**Data block:**
┌────────
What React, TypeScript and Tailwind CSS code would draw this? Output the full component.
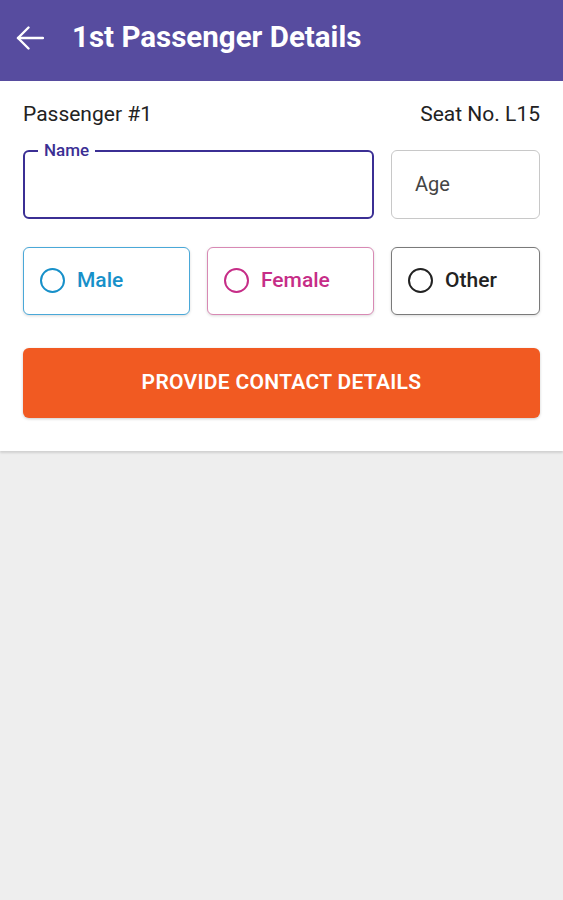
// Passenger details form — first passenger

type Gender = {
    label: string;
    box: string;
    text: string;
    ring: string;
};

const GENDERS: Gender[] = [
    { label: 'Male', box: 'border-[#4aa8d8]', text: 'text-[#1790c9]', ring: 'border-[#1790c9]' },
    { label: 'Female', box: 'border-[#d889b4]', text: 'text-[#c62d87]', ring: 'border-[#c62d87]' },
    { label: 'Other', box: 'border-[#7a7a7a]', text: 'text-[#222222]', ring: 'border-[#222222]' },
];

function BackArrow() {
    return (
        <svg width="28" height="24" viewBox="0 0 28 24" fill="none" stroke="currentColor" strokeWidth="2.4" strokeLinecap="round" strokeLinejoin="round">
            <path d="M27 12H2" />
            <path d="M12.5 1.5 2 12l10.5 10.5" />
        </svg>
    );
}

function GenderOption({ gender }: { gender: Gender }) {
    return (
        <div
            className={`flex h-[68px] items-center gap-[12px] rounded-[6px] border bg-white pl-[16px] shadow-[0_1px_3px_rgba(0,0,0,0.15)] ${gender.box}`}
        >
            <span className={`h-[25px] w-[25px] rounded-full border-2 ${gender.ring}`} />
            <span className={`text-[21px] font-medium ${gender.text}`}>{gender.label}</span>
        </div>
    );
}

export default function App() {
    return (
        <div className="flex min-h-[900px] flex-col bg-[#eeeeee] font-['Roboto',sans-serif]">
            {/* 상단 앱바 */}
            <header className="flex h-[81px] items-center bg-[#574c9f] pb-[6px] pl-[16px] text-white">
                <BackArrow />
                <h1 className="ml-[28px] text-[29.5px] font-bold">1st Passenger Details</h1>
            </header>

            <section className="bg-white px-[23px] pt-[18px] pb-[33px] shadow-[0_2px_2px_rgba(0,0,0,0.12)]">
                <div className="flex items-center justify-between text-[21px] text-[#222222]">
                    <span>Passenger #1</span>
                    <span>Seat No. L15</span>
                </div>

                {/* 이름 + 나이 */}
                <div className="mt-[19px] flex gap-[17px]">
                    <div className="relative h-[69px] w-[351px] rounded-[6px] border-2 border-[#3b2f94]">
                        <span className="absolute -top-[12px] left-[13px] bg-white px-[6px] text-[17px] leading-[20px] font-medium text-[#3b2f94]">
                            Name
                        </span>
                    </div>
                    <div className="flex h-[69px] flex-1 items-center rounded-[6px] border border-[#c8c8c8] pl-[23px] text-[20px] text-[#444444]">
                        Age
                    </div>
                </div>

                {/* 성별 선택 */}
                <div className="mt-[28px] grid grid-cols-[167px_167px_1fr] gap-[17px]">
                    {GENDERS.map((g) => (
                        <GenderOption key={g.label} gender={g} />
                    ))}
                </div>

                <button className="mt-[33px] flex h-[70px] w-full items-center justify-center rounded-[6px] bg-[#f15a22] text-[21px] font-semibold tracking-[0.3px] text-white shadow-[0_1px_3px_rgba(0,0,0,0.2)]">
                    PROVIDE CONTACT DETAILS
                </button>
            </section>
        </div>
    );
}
└────────
**Exercise directions:** Extract the full listing above verbatim; pictures are to be left out of the copy.

**Task response:**
What React, TypeScript and Tailwind CSS code would draw this? Output the full component.
// Passenger details form — first passenger

type Gender = {
    label: string;
    box: string;
    text: string;
    ring: string;
};

const GENDERS: Gender[] = [
    { label: 'Male', box: 'border-[#4aa8d8]', text: 'text-[#1790c9]', ring: 'border-[#1790c9]' },
    { label: 'Female', box: 'border-[#d889b4]', text: 'text-[#c62d87]', ring: 'border-[#c62d87]' },
    { label: 'Other', box: 'border-[#7a7a7a]', text: 'text-[#222222]', ring: 'border-[#222222]' },
];

function BackArrow() {
    return (
        <svg width="28" height="24" viewBox="0 0 28 24" fill="none" stroke="currentColor" strokeWidth="2.4" strokeLinecap="round" strokeLinejoin="round">
            <path d="M27 12H2" />
            <path d="M12.5 1.5 2 12l10.5 10.5" />
        </svg>
    );
}

function GenderOption({ gender }: { gender: Gender }) {
    return (
        <div
            className={`flex h-[68px] items-center gap-[12px] rounded-[6px] border bg-white pl-[16px] shadow-[0_1px_3px_rgba(0,0,0,0.15)] ${gender.box}`}
        >
            <span className={`h-[25px] w-[25px] rounded-full border-2 ${gender.ring}`} />
            <span className={`text-[21px] font-medium ${gender.text}`}>{gender.label}</span>
        </div>
    );
}

export default function App() {
    return (
        <div className="flex min-h-[900px] flex-col bg-[#eeeeee] font-['Roboto',sans-serif]">
            {/* 상단 앱바 */}
            <header className="flex h-[81px] items-center bg-[#574c9f] pb-[6px] pl-[16px] text-white">
                <BackArrow />
                <h1 className="ml-[28px] text-[29.5px] font-bold">1st Passenger Details</h1>
            </header>

            <section className="bg-white px-[23px] pt-[18px] pb-[33px] shadow-[0_2px_2px_rgba(0,0,0,0.12)]">
                <div className="flex items-center justify-between text-[21px] text-[#222222]">
                    <span>Passenger #1</span>
                    <span>Seat No. L15</span>
                </div>

                {/* 이름 + 나이 */}
                <div className="mt-[19px] flex gap-[17px]">
                    <div className="relative h-[69px] w-[351px] rounded-[6px] border-2 border-[#3b2f94]">
                        <span className="absolute -top-[12px] left-[13px] bg-white px-[6px] text-[17px] leading-[20px] font-medium text-[#3b2f94]">
                            Name
                        </span>
                    </div>
                    <div className="flex h-[69px] flex-1 items-center rounded-[6px] border border-[#c8c8c8] pl-[23px] text-[20px] text-[#444444]">
                        Age
                    </div>
                </div>

                {/* 성별 선택 */}
                <div className="mt-[28px] grid grid-cols-[167px_167px_1fr] gap-[17px]">
                    {GENDERS.map((g) => (
                        <GenderOption key={g.label} gender={g} />
                    ))}
                </div>

                <button className="mt-[33px] flex h-[70px] w-full items-center justify-center rounded-[6px] bg-[#f15a22] text-[21px] font-semibold tracking-[0.3px] text-white shadow-[0_1px_3px_rgba(0,0,0,0.2)]">
                    PROVIDE CONTACT DETAILS
                </button>
            </section>
        </div>
    );
}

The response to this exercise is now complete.